Sometimes attorneys looking for a maritime mediator have a difficult time finding someone with just the right combination of mediation experience and substantive knowledge of the particular kind of claim at issue. In those instances, if the size of the claim would warrant it from an expense standpoint, one might consider using both a mediator with significant process expertise and an expert with a high degree of technical knowledge. The mediator would retain the expert to assist him and he would function as a neutral expert. This kind of combination would be particularly useful where the parties are relying heavily on competing experts. An example would be a collision involving complex navigational issues. A neutral navigational expert and an experienced maritime mediator would be a formidable and effective team. There are a myriad of other opportunities for using experts to assist in the mediation of maritime disputes.

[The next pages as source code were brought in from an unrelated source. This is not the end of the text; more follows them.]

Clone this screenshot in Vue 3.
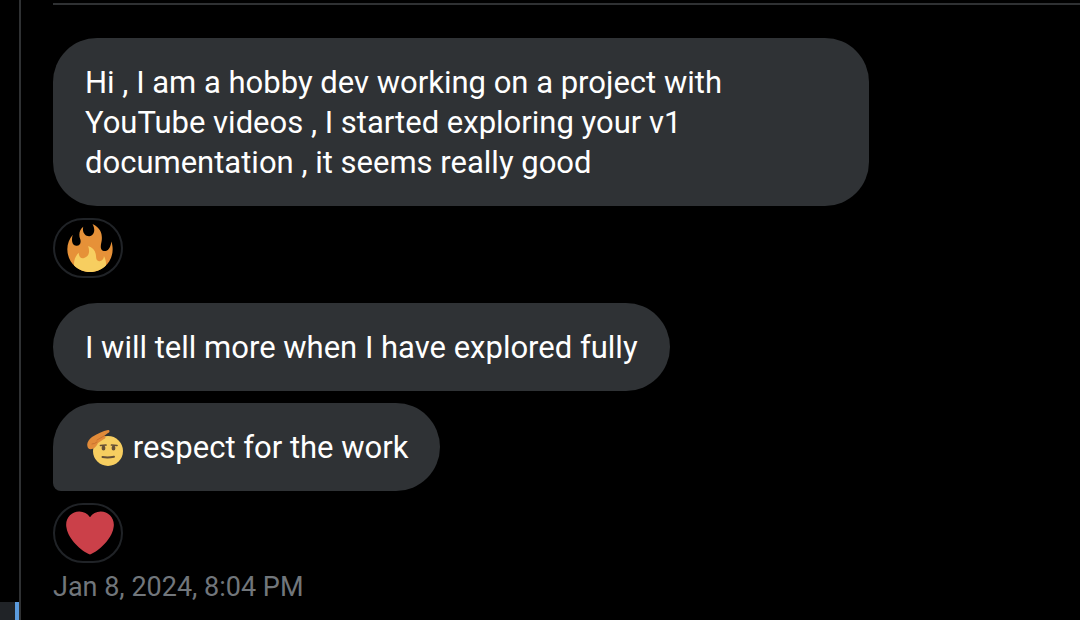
<script setup>
const messages = [
  {
    id: 1,
    text: 'Hi , I am a hobby dev working on a project with YouTube videos , I started exploring your v1 documentation , it seems really good',
    reaction: 'fire',
  },
  { id: 2, text: 'I will tell more when I have explored fully' },
  { id: 3, text: 'respect for the work', salute: true, last: true, reaction: 'heart' },
]
</script>

<template>
  <div class="page">
    <aside class="rail">
      <div class="rail-item"></div>
    </aside>
    <main class="thread">
      <div class="divider"></div>
      <section
        v-for="m in messages"
        :key="m.id"
        class="message"
        :class="{ spaced: m.id === 2 }"
      >
        <p class="bubble" :class="{ tail: m.last }">
          <svg v-if="m.salute" class="inline-emoji" viewBox="0 0 36 36" role="img" aria-label="Saluting face">
            <circle cx="21" cy="21" r="15" fill="#f7ce60" />
            <path d="M13.500 15.500L19 15M24.500 15L30 15.500" fill="none" stroke="#665036" stroke-width="1.700" stroke-linecap="round" />
            <ellipse cx="16.500" cy="18" rx="1.900" ry="2.600" fill="#665036" />
            <ellipse cx="26.500" cy="18" rx="1.900" ry="2.600" fill="#665036" />
            <path d="M15.500 27Q21 28 27 26.700" fill="none" stroke="#665036" stroke-width="2" stroke-linecap="round" />
            <path
              d="M1 18C-1 14 1 10 5 7C10 4 16 1 21 0C23 0 23 2 21 3L17 6C19 6 19 8 17 9L11 13C9 18 4 21 1 18Z"
              fill="#e28b39"
            />
            <path d="M17 6L10 10M5 14Q8 14 10 12" fill="none" stroke="#c9722f" stroke-width="1" stroke-linecap="round" />
          </svg>
          {{ m.text }}
        </p>
        <button v-if="m.reaction" class="reaction" type="button" :aria-label="m.reaction">
          <svg v-if="m.reaction === 'fire'" viewBox="0 0 36 36" aria-hidden="true">
            <path
              fill="#e69138"
              d="M35 19c0-2.062-.367-4.039-1.040-5.868-.46 5.389-3.333 8.157-6.335 6.868-2.812-1.208-.917-5.917-.777-8.164.236-3.809-.012-8.169-6.931-11.794 2.875 5.500.333 8.917-2.333 9.125-2.958.231-5.667-2.542-4.667-7.042-3.238 2.386-3.332 6.402-2.333 9 1.042 2.708-.042 4.958-2.583 5.208-2.840.28-4.418-3.041-2.963-8.333C2.520 10.965 1 14.805 1 19c0 9.389 7.611 17 17 17s17-7.611 17-17z"
            />
            <path
              fill="#f7ce60"
              d="M28.394 23.999c.148 3.084-2.561 4.293-4.019 3.709-2.106-.843-1.541-2.291-2.083-5.291s-2.625-5.083-5.708-6c2.250 6.333-1.247 8.667-3.080 9.084-1.872.426-3.753-.001-3.968-4.007C7.352 23.668 6 26.676 6 30c0 .368.023.73.055 1.090C9.125 34.124 13.342 36 18 36s8.875-1.876 11.945-4.910c.032-.36.055-.722.055-1.090 0-2.187-.584-4.236-1.606-6.001z"
            />
          </svg>
          <svg v-else viewBox="0 0 36 36" aria-hidden="true">
            <path
              fill="#cb4049"
              d="M35.885 11.833c0-5.450-4.418-9.868-9.867-9.868-3.308 0-6.227 1.633-8.018 4.129-1.791-2.496-4.710-4.129-8.017-4.129-5.450 0-9.868 4.417-9.868 9.868 0 .772.098 1.520.266 2.241C1.751 22.587 11.216 31.568 18 34.034c6.783-2.466 16.249-11.447 17.617-19.959.17-.721.268-1.469.268-2.242z"
            />
          </svg>
        </button>
      </section>
      <time class="stamp" datetime="2024-01-08T20:04">Jan 8, 2024, 8:04 PM</time>
    </main>
  </div>
</template>

<style>
body {
  margin: 0;
  background: #000;
}
</style>

<style scoped>
.page {
  display: flex;
  min-height: 100vh;
  background: #000;
  font-family: Roboto, "Liberation Sans", sans-serif;
}
.rail {
  flex: none;
  display: flex;
  align-items: flex-end;
  width: 19px;
  border-right: 2px solid #2f3133;
}
.rail-item {
  flex: 1;
  height: 18px;
  box-sizing: border-box;
  background: #202327;
  border-right: 4px solid #5b9bdd;
}
.thread {
  flex: 1;
  min-width: 0;
  padding: 3px 0 16px 32px;
}
.divider {
  height: 2px;
  margin-bottom: 33px;
  background: #2f3133;
}
.message {
  display: flex;
  flex-direction: column;
  align-items: flex-start;
  gap: 12px;
  margin-bottom: 12px;
}
.spaced {
  margin-top: 25px;
}
.bubble {
  box-sizing: border-box;
  max-width: min(816px, 92%);
  margin: 0;
  padding: 25px 32px 23px;
  border-radius: 44px;
  background: #2f3235;
  color: #fff;
  font-size: 31px;
  line-height: 40px;
}
.tail {
  border-bottom-left-radius: 8px;
}
.inline-emoji {
  width: 36px;
  height: 36px;
  margin: 0 2px;
  vertical-align: -8px;
}
.reaction {
  display: flex;
  box-sizing: border-box;
  width: 70px;
  height: 60px;
  padding: 4px 7px 4px 11px;
  border: 2px solid #202327;
  border-radius: 30px;
  background: #000;
}
.reaction svg {
  width: 48px;
  height: 48px;
}
.stamp {
  display: block;
  color: #71767b;
  font-size: 27px;
  line-height: 24px;
}
</style>
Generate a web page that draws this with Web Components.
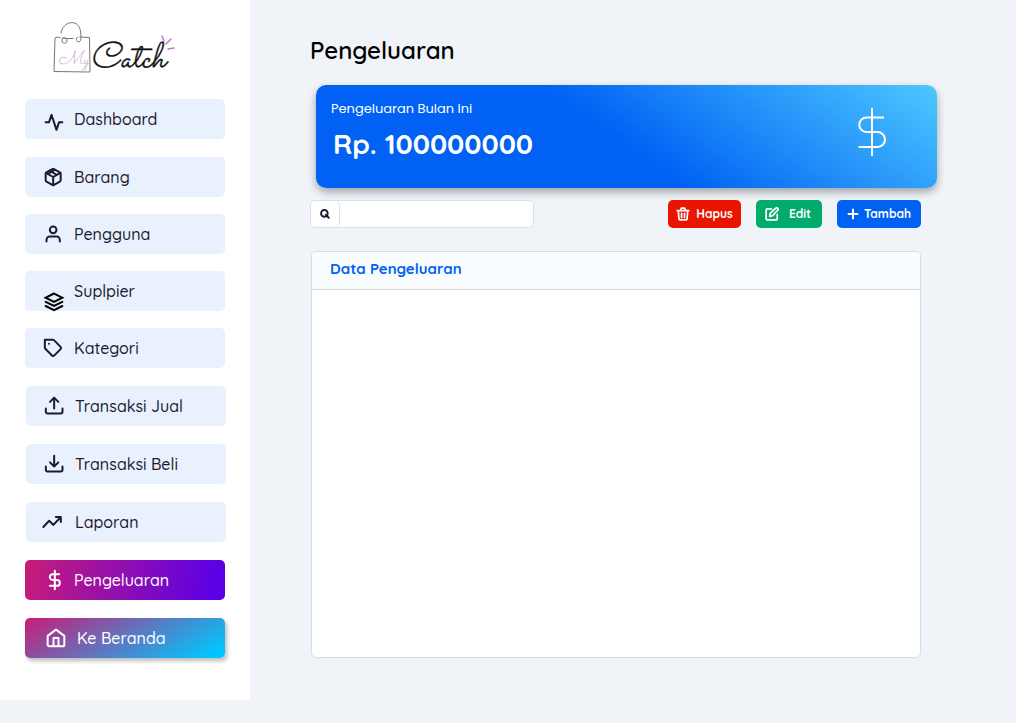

As the number of experienced mediators continues to grow, disputants will be able to be more and more specific about the substantive knowledge which they expect a mediator to possess. There may be a time in the not-too-distant future when the ranks of maritime mediators have grown to the point that parties can chose a mediator based on his sub-specialty. Hopefully, the suggestions set forth above will assist the maritime advocate in seeking a mediator with the right combination of maritime background, legal knowledge and process experience to be effective in resolving those maritime disputes with which we are confronted on a daily basis.